== EXERCISE REQUIREMENTS ==
Repeat only the lines below that run from the line with "Give me the" to the line with "const headers = ['순위', '종목명', '현재가', '등락률(24시간)', '거래량(24시간)'];", ends included; skip every picture.
--- START LISTED RECORDS ---
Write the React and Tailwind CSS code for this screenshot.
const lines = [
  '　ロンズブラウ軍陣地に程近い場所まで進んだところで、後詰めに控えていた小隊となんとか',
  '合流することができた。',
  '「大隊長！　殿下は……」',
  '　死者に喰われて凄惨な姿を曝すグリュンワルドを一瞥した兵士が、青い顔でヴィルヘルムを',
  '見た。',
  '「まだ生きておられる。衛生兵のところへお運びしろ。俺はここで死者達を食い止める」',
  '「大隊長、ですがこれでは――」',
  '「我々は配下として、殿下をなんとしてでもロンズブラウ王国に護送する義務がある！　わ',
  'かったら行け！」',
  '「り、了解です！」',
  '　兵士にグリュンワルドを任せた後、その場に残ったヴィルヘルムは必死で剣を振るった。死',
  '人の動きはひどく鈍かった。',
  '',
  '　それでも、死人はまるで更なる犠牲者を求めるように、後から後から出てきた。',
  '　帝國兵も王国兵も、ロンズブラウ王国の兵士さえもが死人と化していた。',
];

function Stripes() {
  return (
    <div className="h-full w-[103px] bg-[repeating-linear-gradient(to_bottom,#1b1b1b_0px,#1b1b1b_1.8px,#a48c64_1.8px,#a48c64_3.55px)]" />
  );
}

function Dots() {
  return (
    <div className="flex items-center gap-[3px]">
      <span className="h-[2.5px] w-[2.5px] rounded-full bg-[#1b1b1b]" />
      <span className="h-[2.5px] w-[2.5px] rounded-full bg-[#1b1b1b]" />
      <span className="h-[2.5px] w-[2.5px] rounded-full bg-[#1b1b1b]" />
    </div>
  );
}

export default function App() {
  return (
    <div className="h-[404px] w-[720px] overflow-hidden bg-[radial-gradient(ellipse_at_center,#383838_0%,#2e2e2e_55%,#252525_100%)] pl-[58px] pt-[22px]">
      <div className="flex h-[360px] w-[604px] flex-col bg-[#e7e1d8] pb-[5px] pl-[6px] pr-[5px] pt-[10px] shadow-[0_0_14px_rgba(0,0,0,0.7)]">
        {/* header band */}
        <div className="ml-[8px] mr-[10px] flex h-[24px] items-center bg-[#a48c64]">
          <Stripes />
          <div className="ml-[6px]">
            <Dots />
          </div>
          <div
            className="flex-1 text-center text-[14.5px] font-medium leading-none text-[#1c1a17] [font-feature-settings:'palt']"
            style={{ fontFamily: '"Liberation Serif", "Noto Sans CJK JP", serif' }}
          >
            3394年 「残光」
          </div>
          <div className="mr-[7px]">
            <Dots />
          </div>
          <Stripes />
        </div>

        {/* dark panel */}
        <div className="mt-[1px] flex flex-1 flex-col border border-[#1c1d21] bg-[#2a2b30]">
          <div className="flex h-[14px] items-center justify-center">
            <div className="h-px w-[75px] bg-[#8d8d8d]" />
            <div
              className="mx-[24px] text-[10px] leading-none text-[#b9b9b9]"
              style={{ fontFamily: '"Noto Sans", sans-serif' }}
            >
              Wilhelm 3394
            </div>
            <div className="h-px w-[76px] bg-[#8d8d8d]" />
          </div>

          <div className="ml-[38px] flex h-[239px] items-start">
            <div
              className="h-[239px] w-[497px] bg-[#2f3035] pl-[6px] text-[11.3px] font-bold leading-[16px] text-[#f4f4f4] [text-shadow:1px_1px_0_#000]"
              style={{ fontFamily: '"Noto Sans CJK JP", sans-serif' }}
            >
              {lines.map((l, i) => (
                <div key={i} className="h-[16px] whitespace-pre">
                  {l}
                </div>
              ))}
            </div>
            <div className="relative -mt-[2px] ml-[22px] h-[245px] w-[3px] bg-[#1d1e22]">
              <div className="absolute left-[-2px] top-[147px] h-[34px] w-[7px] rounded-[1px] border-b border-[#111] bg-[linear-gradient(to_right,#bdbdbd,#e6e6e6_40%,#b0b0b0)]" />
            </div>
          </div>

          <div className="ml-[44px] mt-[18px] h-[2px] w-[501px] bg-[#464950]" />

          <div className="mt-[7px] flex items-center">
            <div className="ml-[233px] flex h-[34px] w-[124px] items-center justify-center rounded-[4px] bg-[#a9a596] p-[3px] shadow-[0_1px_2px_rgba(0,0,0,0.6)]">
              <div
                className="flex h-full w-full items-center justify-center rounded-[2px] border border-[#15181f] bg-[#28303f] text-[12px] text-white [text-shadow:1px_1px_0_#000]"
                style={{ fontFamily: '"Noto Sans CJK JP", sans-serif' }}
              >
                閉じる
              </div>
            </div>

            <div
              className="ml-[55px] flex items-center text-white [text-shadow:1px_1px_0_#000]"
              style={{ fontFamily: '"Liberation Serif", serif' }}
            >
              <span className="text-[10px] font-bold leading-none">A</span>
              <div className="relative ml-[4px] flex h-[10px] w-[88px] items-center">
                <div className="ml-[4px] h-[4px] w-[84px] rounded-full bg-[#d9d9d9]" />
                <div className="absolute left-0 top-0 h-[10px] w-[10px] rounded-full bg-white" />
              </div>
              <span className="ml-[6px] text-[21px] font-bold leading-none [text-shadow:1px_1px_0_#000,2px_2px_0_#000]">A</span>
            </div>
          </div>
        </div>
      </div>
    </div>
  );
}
--- END LISTED RECORDS ---
--- START LISTED RECORDS ---
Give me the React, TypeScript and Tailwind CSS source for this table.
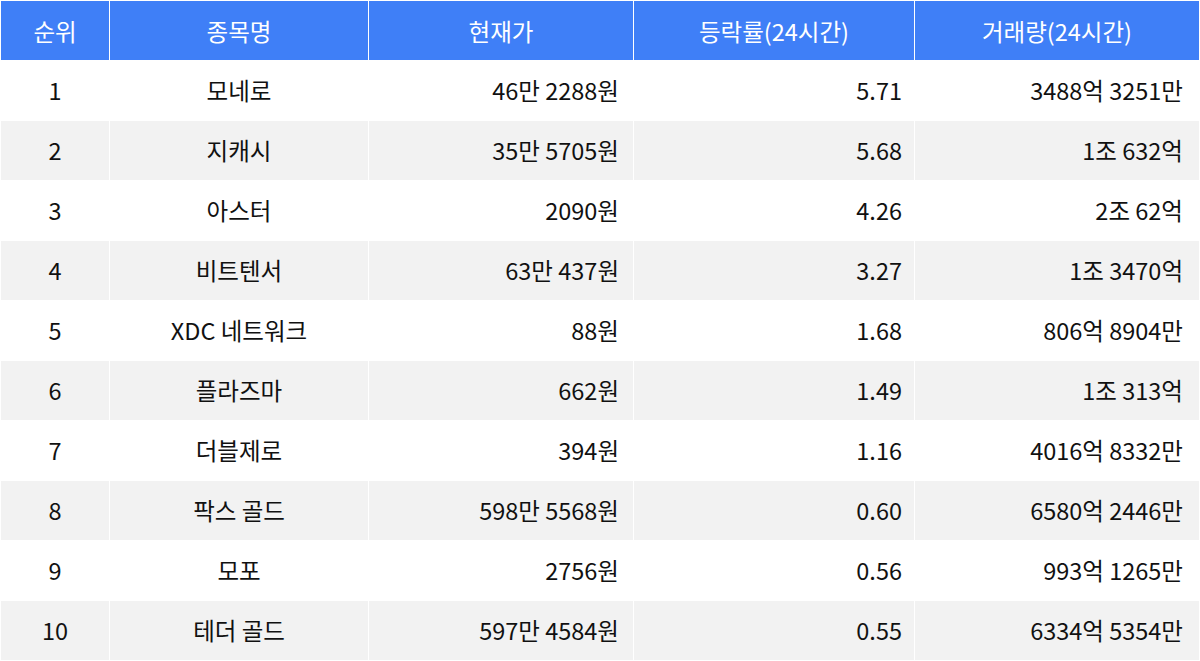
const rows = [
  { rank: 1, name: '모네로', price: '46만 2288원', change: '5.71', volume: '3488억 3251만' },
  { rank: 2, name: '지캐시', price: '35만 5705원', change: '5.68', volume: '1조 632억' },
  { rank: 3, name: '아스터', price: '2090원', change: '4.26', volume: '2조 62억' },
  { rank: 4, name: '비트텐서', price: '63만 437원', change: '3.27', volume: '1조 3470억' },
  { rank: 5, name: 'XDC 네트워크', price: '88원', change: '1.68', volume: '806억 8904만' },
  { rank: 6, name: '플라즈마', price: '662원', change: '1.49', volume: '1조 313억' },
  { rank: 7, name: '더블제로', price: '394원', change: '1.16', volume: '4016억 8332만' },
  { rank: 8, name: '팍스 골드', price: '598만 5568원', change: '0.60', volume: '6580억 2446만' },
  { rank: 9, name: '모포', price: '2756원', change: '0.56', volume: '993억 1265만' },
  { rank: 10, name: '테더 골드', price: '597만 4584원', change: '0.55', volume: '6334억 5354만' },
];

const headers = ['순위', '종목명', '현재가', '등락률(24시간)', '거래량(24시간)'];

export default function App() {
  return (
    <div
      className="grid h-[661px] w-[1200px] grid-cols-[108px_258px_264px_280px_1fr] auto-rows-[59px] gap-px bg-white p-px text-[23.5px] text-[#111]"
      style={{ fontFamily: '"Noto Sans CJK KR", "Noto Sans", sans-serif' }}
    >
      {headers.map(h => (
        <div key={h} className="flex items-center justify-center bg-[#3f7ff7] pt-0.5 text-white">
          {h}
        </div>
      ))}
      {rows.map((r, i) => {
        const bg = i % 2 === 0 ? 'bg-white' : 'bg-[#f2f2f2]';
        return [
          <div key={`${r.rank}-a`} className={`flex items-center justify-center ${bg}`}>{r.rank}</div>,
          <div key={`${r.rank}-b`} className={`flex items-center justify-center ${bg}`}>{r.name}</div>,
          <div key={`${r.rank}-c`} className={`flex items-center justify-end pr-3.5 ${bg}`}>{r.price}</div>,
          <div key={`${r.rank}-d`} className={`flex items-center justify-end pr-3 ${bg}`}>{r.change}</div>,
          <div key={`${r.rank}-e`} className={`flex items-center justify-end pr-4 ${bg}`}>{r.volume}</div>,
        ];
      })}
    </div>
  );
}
--- END LISTED RECORDS ---
== THE RESULT ==
Give me the React, TypeScript and Tailwind CSS source for this table.
const rows = [
  { rank: 1, name: '모네로', price: '46만 2288원', change: '5.71', volume: '3488억 3251만' },
  { rank: 2, name: '지캐시', price: '35만 5705원', change: '5.68', volume: '1조 632억' },
  { rank: 3, name: '아스터', price: '2090원', change: '4.26', volume: '2조 62억' },
  { rank: 4, name: '비트텐서', price: '63만 437원', change: '3.27', volume: '1조 3470억' },
  { rank: 5, name: 'XDC 네트워크', price: '88원', change: '1.68', volume: '806억 8904만' },
  { rank: 6, name: '플라즈마', price: '662원', change: '1.49', volume: '1조 313억' },
  { rank: 7, name: '더블제로', price: '394원', change: '1.16', volume: '4016억 8332만' },
  { rank: 8, name: '팍스 골드', price: '598만 5568원', change: '0.60', volume: '6580억 2446만' },
  { rank: 9, name: '모포', price: '2756원', change: '0.56', volume: '993억 1265만' },
  { rank: 10, name: '테더 골드', price: '597만 4584원', change: '0.55', volume: '6334억 5354만' },
];

const headers = ['순위', '종목명', '현재가', '등락률(24시간)', '거래량(24시간)'];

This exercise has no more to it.